/---

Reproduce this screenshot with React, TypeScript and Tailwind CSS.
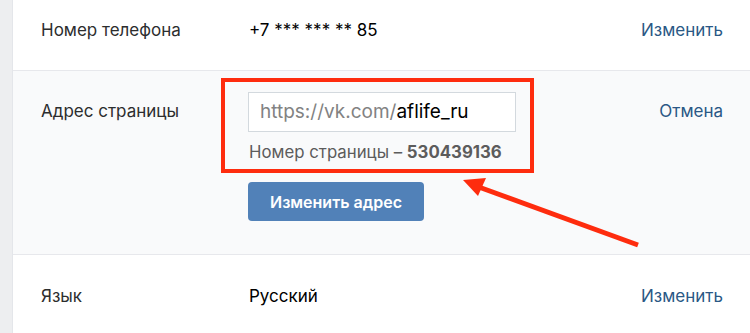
import React from "react";

export default function App() {
  const font = { fontFamily: 'Inter, "Liberation Sans", Arial, sans-serif' };
  return (
    <div className="relative flex w-[750px] h-[333px] overflow-hidden bg-white" style={font}>
      <div className="w-[13px] shrink-0 bg-[#edeef0] border-r border-[#e4e6ea]" />
      <div className="flex-1 flex flex-col">
        {/* Row 1 */}
        <div className="h-[71px] shrink-0 flex items-start pt-[20px] pl-[28px] pr-[27px] border-b border-[#e7e8ec] text-[17px] leading-[20px]">
          <div className="w-[208px] text-[#2c2d2e]">Номер телефона</div>
          <div className="flex-1 text-black">+7 *** *** ** 85</div>
          <div className="text-[#2a5885]">Изменить</div>
        </div>
        {/* Row 2 */}
        <div className="h-[184px] shrink-0 flex items-start pt-[21px] pl-[28px] pr-[27px] bg-[#f9fafb] border-b border-[#e7e8ec] text-[17px] leading-[20px]">
          <div className="w-[207px] pt-[9px] text-[#2c2d2e]">Адрес страницы</div>
          <div className="flex-1 flex flex-col items-start">
            <div className="w-[268px] h-[40px] flex items-center pl-[11px] bg-white border border-[#d3d9de] text-[19px]">
              <span className="text-[#828282]">https://vk.com/</span>
              <span className="text-black">aflife_ru</span>
            </div>
            <div className="mt-[10px] pl-px text-[16.8px] text-[#5c5c5c]">
              Номер страницы – <span className="font-bold">530439136</span>
            </div>
            <button className="mt-[20px] w-[176px] h-[39px] rounded-[4px] bg-[#5181b8] text-white text-[16px] font-semibold">
              Изменить адрес
            </button>
          </div>
          <div className="pt-[9px] text-[#2a5885]">Отмена</div>
        </div>
        {/* Row 3 */}
        <div className="flex-1 flex items-start pt-[31px] pl-[28px] pr-[27px] text-[17px] leading-[20px]">
          <div className="w-[208px] text-[#2c2d2e]">Язык</div>
          <div className="flex-1 text-black">Русский</div>
          <div className="text-[#2a5885]">Изменить</div>
        </div>
      </div>

      {/* Annotation overlay */}
      <div className="absolute left-[221px] top-[78px] w-[313px] h-[95px] border-4 border-[#fe2c0e] pointer-events-none" />
      <svg className="absolute left-0 top-0 pointer-events-none" width="750" height="333" viewBox="0 0 750 333">
        <line x1="638" y1="245" x2="476" y2="186" stroke="#fe2c0e" strokeWidth="5" strokeLinecap="butt" />
        <polygon points="463,180 486,178 478,196" fill="#fe2c0e" />
      </svg>
    </div>
  );
}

\---

Copy out all of the data word for word. Do not carry over any picture.

Reproduce this screenshot with React, TypeScript and Tailwind CSS.
import React from "react";

export default function App() {
  const font = { fontFamily: 'Inter, "Liberation Sans", Arial, sans-serif' };
  return (
    <div className="relative flex w-[750px] h-[333px] overflow-hidden bg-white" style={font}>
      <div className="w-[13px] shrink-0 bg-[#edeef0] border-r border-[#e4e6ea]" />
      <div className="flex-1 flex flex-col">
        {/* Row 1 */}
        <div className="h-[71px] shrink-0 flex items-start pt-[20px] pl-[28px] pr-[27px] border-b border-[#e7e8ec] text-[17px] leading-[20px]">
          <div className="w-[208px] text-[#2c2d2e]">Номер телефона</div>
          <div className="flex-1 text-black">+7 *** *** ** 85</div>
          <div className="text-[#2a5885]">Изменить</div>
        </div>
        {/* Row 2 */}
        <div className="h-[184px] shrink-0 flex items-start pt-[21px] pl-[28px] pr-[27px] bg-[#f9fafb] border-b border-[#e7e8ec] text-[17px] leading-[20px]">
          <div className="w-[207px] pt-[9px] text-[#2c2d2e]">Адрес страницы</div>
          <div className="flex-1 flex flex-col items-start">
            <div className="w-[268px] h-[40px] flex items-center pl-[11px] bg-white border border-[#d3d9de] text-[19px]">
              <span className="text-[#828282]">https://vk.com/</span>
              <span className="text-black">aflife_ru</span>
            </div>
            <div className="mt-[10px] pl-px text-[16.8px] text-[#5c5c5c]">
              Номер страницы – <span className="font-bold">530439136</span>
            </div>
            <button className="mt-[20px] w-[176px] h-[39px] rounded-[4px] bg-[#5181b8] text-white text-[16px] font-semibold">
              Изменить адрес
            </button>
          </div>
          <div className="pt-[9px] text-[#2a5885]">Отмена</div>
        </div>
        {/* Row 3 */}
        <div className="flex-1 flex items-start pt-[31px] pl-[28px] pr-[27px] text-[17px] leading-[20px]">
          <div className="w-[208px] text-[#2c2d2e]">Язык</div>
          <div className="flex-1 text-black">Русский</div>
          <div className="text-[#2a5885]">Изменить</div>
        </div>
      </div>

      {/* Annotation overlay */}
      <div className="absolute left-[221px] top-[78px] w-[313px] h-[95px] border-4 border-[#fe2c0e] pointer-events-none" />
      <svg className="absolute left-0 top-0 pointer-events-none" width="750" height="333" viewBox="0 0 750 333">
        <line x1="638" y1="245" x2="476" y2="186" stroke="#fe2c0e" strokeWidth="5" strokeLinecap="butt" />
        <polygon points="463,180 486,178 478,196" fill="#fe2c0e" />
      </svg>
    </div>
  );
}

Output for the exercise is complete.